How analytics supports tax efficiency:
- Trend analysis to detect unusual spikes in tax rate usage or ITC accumulation.
- Vendor behavior tracking to flag non-compliant suppliers.
- Cost modeling to simulate the impact of FTAs, warehousing plans, or duty structure changes.
- Exception reporting to highlight classification inconsistencies or tax rate errors.
Data-driven tax management builds resilience and reduces exposure during audits.
7. Strengthening Internal Controls and Documentation
In the manufacturing sector, tax disputes often arise from gaps in documentation or weak internal processes.
Robust internal controls include:
- Standardized SOPs for procurement, classification, and export documentation
- Digital archiving of invoices, BoEs, LUTs, CoOs, and shipping documents
- Regular training for procurement, logistics, and finance teams
- Periodic internal tax audits that identify leakages and missed benefits
A strong documentation culture enhances the credibility of claims and protects the business in assessments.
8. Conducting a Comprehensive Annual Indirect Tax Review
An annual or bi-annual tax review helps identify hidden opportunities for savings and ensures continued compliance with evolving regulations.
Such a review typically examines:
- ITC leakages and potential reversals
- Duty optimization opportunities
- Classification and rate mapping
- Effectiveness of export schemes
- Supplier compliance patterns
- Missed refunds or credit accumulation
- Alignment of supply chain with tax strategy
A review often uncovers savings in areas businesses least expect.
Conclusion: Turning Tax Planning into Strategic Advantage
For manufacturers and exporters, indirect tax planning is no longer a narrow compliance function—it’s a strategic opportunity.

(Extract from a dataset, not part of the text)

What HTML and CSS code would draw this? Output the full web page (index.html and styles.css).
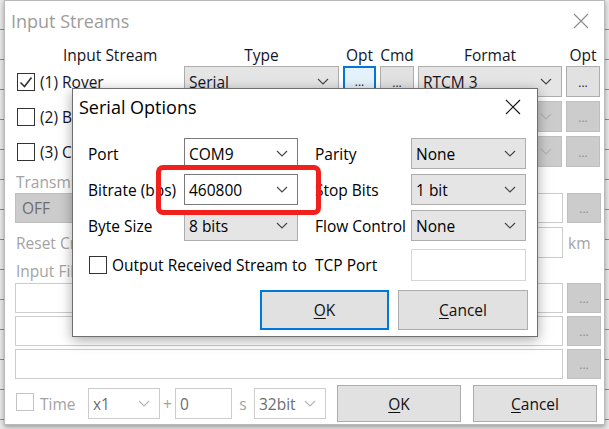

When managed proactively, it supports smoother cash flow, reduces landed cost, strengthens export competitiveness, and minimizes exposure to disputes.
Businesses that invest in structured planning, strong processes, and intelligent analytics consistently outperform competitors that approach taxes reactively. Indirect tax efficiency has become a differentiator and those who master it gain a sustainable edge in global markets.